EXERCISE INSTRUCTIONS = Pull each line holding the word "that" from the data.

DATA ROWS =
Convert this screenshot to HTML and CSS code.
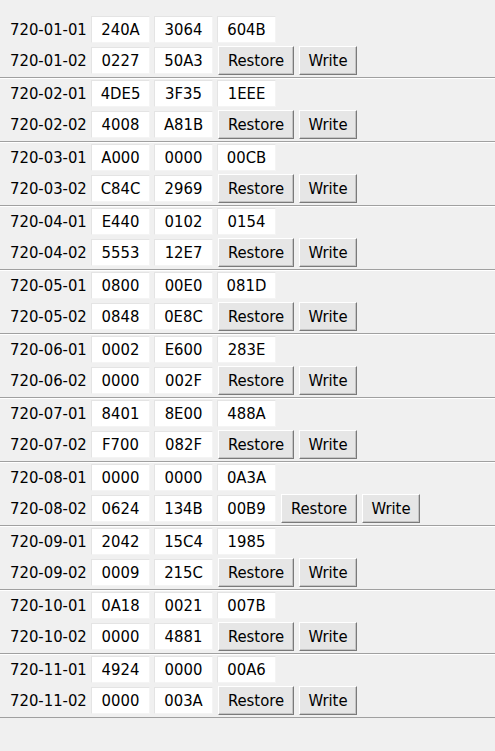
FILE: index.html
```html
<!DOCTYPE html>
<html>
<head>
<meta charset="utf-8">
<link rel="stylesheet" href="styles.css">
</head>
<body>
<div class="list">
  <div class="group">
    <div class="row"><span class="label">720-01-01</span><span class="cell">240A</span><span class="cell">3064</span><span class="cell">604B</span></div>
    <div class="row"><span class="label">720-01-02</span><span class="cell">0227</span><span class="cell">50A3</span><button class="btn restore">Restore</button><button class="btn write">Write</button></div>
  </div>
  <div class="group">
    <div class="row"><span class="label">720-02-01</span><span class="cell">4DE5</span><span class="cell">3F35</span><span class="cell">1EEE</span></div>
    <div class="row"><span class="label">720-02-02</span><span class="cell">4008</span><span class="cell">A81B</span><button class="btn restore">Restore</button><button class="btn write">Write</button></div>
  </div>
  <div class="group">
    <div class="row"><span class="label">720-03-01</span><span class="cell">A000</span><span class="cell">0000</span><span class="cell">00CB</span></div>
    <div class="row"><span class="label">720-03-02</span><span class="cell">C84C</span><span class="cell">2969</span><button class="btn restore">Restore</button><button class="btn write">Write</button></div>
  </div>
  <div class="group">
    <div class="row"><span class="label">720-04-01</span><span class="cell">E440</span><span class="cell">0102</span><span class="cell">0154</span></div>
    <div class="row"><span class="label">720-04-02</span><span class="cell">5553</span><span class="cell">12E7</span><button class="btn restore">Restore</button><button class="btn write">Write</button></div>
  </div>
  <div class="group">
    <div class="row"><span class="label">720-05-01</span><span class="cell">0800</span><span class="cell">00E0</span><span class="cell">081D</span></div>
    <div class="row"><span class="label">720-05-02</span><span class="cell">0848</span><span class="cell">0E8C</span><button class="btn restore">Restore</button><button class="btn write">Write</button></div>
  </div>
  <div class="group">
    <div class="row"><span class="label">720-06-01</span><span class="cell">0002</span><span class="cell">E600</span><span class="cell">283E</span></div>
    <div class="row"><span class="label">720-06-02</span><span class="cell">0000</span><span class="cell">002F</span><button class="btn restore">Restore</button><button class="btn write">Write</button></div>
  </div>
  <div class="group">
    <div class="row"><span class="label">720-07-01</span><span class="cell">8401</span><span class="cell">8E00</span><span class="cell">488A</span></div>
    <div class="row"><span class="label">720-07-02</span><span class="cell">F700</span><span class="cell">082F</span><button class="btn restore">Restore</button><button class="btn write">Write</button></div>
  </div>
  <div class="group">
    <div class="row"><span class="label">720-08-01</span><span class="cell">0000</span><span class="cell">0000</span><span class="cell">0A3A</span></div>
    <div class="row"><span class="label">720-08-02</span><span class="cell">0624</span><span class="cell">134B</span><span class="cell">00B9</span><button class="btn restore">Restore</button><button class="btn write">Write</button></div>
  </div>
  <div class="group">
    <div class="row"><span class="label">720-09-01</span><span class="cell">2042</span><span class="cell">15C4</span><span class="cell">1985</span></div>
    <div class="row"><span class="label">720-09-02</span><span class="cell">0009</span><span class="cell">215C</span><button class="btn restore">Restore</button><button class="btn write">Write</button></div>
  </div>
  <div class="group">
    <div class="row"><span class="label">720-10-01</span><span class="cell">0A18</span><span class="cell">0021</span><span class="cell">007B</span></div>
    <div class="row"><span class="label">720-10-02</span><span class="cell">0000</span><span class="cell">4881</span><button class="btn restore">Restore</button><button class="btn write">Write</button></div>
  </div>
  <div class="group">
    <div class="row"><span class="label">720-11-01</span><span class="cell">4924</span><span class="cell">0000</span><span class="cell">00A6</span></div>
    <div class="row"><span class="label">720-11-02</span><span class="cell">0000</span><span class="cell">003A</span><button class="btn restore">Restore</button><button class="btn write">Write</button></div>
  </div>
</div>
</body>
</html>
```

FILE: styles.css
```css
html, body {
  margin: 0;
  padding: 0;
  background: #f0f0f0;
}
body {
  font-family: "DejaVu Sans Condensed", "DejaVu Sans", sans-serif;
  font-stretch: condensed;
  font-size: 16.5px;
  color: #000000;
}
.list {
  padding-top: 15px;
}
.group {
  display: flex;
  flex-direction: column;
  gap: 2px;
  padding-bottom: 2px;
  border-bottom: 1px solid #a0a0a0;
}
.group + .group {
  border-top: 1px solid #ffffff;
}
.row {
  display: flex;
  align-items: center;
  gap: 4px;
  height: 29px;
  padding-left: 10px;
}
.label {
  width: 77px;
  line-height: 27px;
}
.cell {
  box-sizing: border-box;
  width: 59px;
  height: 27px;
  line-height: 25px;
  text-align: center;
  background: #ffffff;
  border: 1px solid #e4e4e4;
  border-right-color: #f4f4f4;
  border-bottom-color: #f4f4f4;
}
.btn {
  box-sizing: border-box;
  height: 29px;
  margin: 0;
  padding: 0;
  font: inherit;
  color: #000000;
  background: #e6e6e6;
  border: 1px solid;
  border-color: #ffffff #7a7a7a #7a7a7a #ffffff;
  box-shadow: inset -1px -1px 0 #c4c4c4;
  text-align: center;
}
.restore {
  width: 76px;
  margin-left: 1px;
}
.write {
  width: 58px;
  margin-left: 1px;
}
```
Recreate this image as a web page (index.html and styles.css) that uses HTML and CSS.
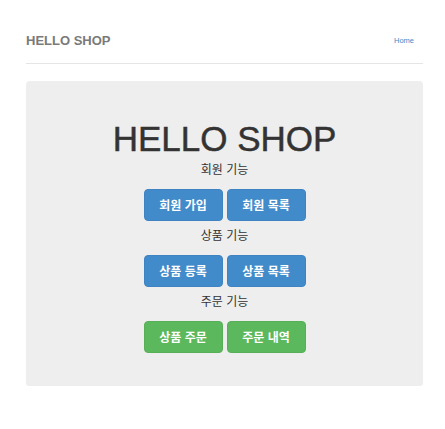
FILE: index.html
```html
<!DOCTYPE html>
<html lang="ko">
<head>
<meta charset="utf-8">
<title>HELLO SHOP</title>
<link rel="stylesheet" href="styles.css">
</head>
<body>
<div class="container">
  <div class="header">
    <h3 class="brand">HELLO SHOP</h3>
    <a class="nav-link" href="#">Home</a>
  </div>
  <div class="jumbotron">
    <h1 class="title">HELLO SHOP</h1>
    <p class="label">회원 기능</p>
    <div class="btns">
      <a class="btn btn-primary" href="#">회원 가입</a>
      <a class="btn btn-primary" href="#">회원 목록</a>
    </div>
    <p class="label">상품 기능</p>
    <div class="btns">
      <a class="btn btn-primary" href="#">상품 등록</a>
      <a class="btn btn-primary" href="#">상품 목록</a>
    </div>
    <p class="label">주문 기능</p>
    <div class="btns">
      <a class="btn btn-success" href="#">상품 주문</a>
      <a class="btn btn-success" href="#">주문 내역</a>
    </div>
  </div>
</div>
</body>
</html>
```

FILE: styles.css
```css
* { box-sizing: border-box; }
html, body { margin: 0; padding: 0; background: #fff; }
body {
  font-family: "Liberation Sans", Arial, "Noto Sans CJK KR", sans-serif;
  color: #333;
}
.container {
  width: 397px;
  margin-left: 26px;
}
.header {
  display: flex;
  justify-content: space-between;
  align-items: flex-start;
  padding-top: 33px;
  padding-bottom: 14px;
  border-bottom: 1px solid #e5e5e5;
}
.brand {
  margin: 0;
  font-size: 13px;
  line-height: 16px;
  font-weight: bold;
  color: #7a7a7a;
}
.nav-link {
  font-size: 7.5px;
  line-height: 16px;
  color: #428bca;
  text-decoration: none;
  margin-right: 9px;
}
.jumbotron {
  margin-top: 17px;
  background: #eee;
  border-radius: 4px;
  box-shadow: 0 1px 1px rgba(0,0,0,0.04);
  padding: 38px 0 33px;
  display: flex;
  flex-direction: column;
  align-items: center;
}
.title {
  margin: 0;
  font-size: 35px;
  line-height: 40px;
  font-weight: normal;
  -webkit-text-stroke: 0.5px #333;
  color: #333;
}
.label {
  margin: 4px 0 10px;
  font-family: "Noto Sans CJK KR", sans-serif;
  font-size: 12px;
  line-height: 20px;
  color: #333;
}
.title + .label { margin-top: 0; }
.btns {
  display: flex;
  gap: 4px;
}
.btn {
  display: block;
  width: 79px;
  height: 32px;
  text-align: center;
  font-family: "Noto Sans CJK KR", sans-serif;
  font-size: 12px;
  font-weight: bold;
  color: #fff;
  text-decoration: none;
  border-radius: 4px;
}
.btn-primary {
  background: #428bca;
  border: 1px solid #3f83c3;
  line-height: 30px;
}
.btn-success {
  background: #5cb85c;
  border: 1px solid #57b057;
  line-height: 30px;
}
```
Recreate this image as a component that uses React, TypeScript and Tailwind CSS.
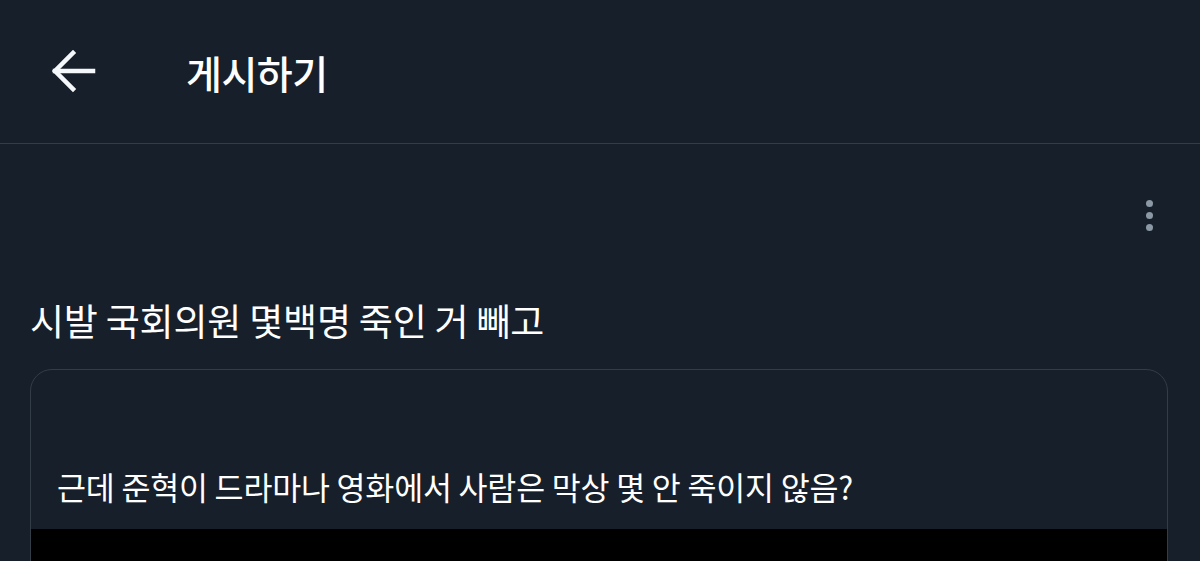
export default function App() {
  const font = { fontFamily: '"Noto Sans CJK KR", "Noto Sans", sans-serif' };

  return (
    <div className="w-[1200px] h-[561px] overflow-hidden bg-[#17202a] text-white" style={font}>
      {/* header */}
      <header className="h-[144px] flex items-center border-b border-[#333d47]">
        <div className="w-[186px] pl-[51px] flex items-center">
          <svg width="46" height="46" viewBox="0 0 46 46" fill="none" stroke="#f5f8fa" strokeWidth="4.5" strokeLinecap="square">
            <path d="M4 22 H42" />
            <path d="M22 4 L4 22 L22 40" />
          </svg>
        </div>
        <h1 className="text-[39px] font-medium tracking-[-0.5px] leading-none mt-[2px]">게시하기</h1>
      </header>

      {/* post */}
      <div className="px-[30px]">
        <div className="flex justify-end pt-[56px] pr-[17px]">
          <div className="flex flex-col gap-[5px]">
            <span className="w-[7px] h-[7px] rounded-full bg-[#8b98a5]" />
            <span className="w-[7px] h-[7px] rounded-full bg-[#8b98a5]" />
            <span className="w-[7px] h-[7px] rounded-full bg-[#8b98a5]" />
          </div>
        </div>

        <p className="mt-[71px] text-[37px] leading-none tracking-[-0.2px]">시발 국회의원 몇백명 죽인 거 빼고</p>

        {/* quoted post */}
        <div className="mt-[30px] mr-[2px] border border-[#333d47] rounded-[22px] overflow-hidden">
          <div className="h-[159px] px-[26px] pt-[101px]">
            <p className="text-[31.5px] leading-none tracking-[-0.2px]">근데 준혁이 드라마나 영화에서 사람은 막상 몇 안 죽이지 않음?</p>
          </div>
          <div className="h-[60px] bg-black" />
        </div>
      </div>
    </div>
  );
}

SOLUTION TO THIS EXERCISE =
Recreate this image as a web page (index.html and styles.css) that uses HTML and CSS.
Recreate this image as a component that uses React, TypeScript and Tailwind CSS.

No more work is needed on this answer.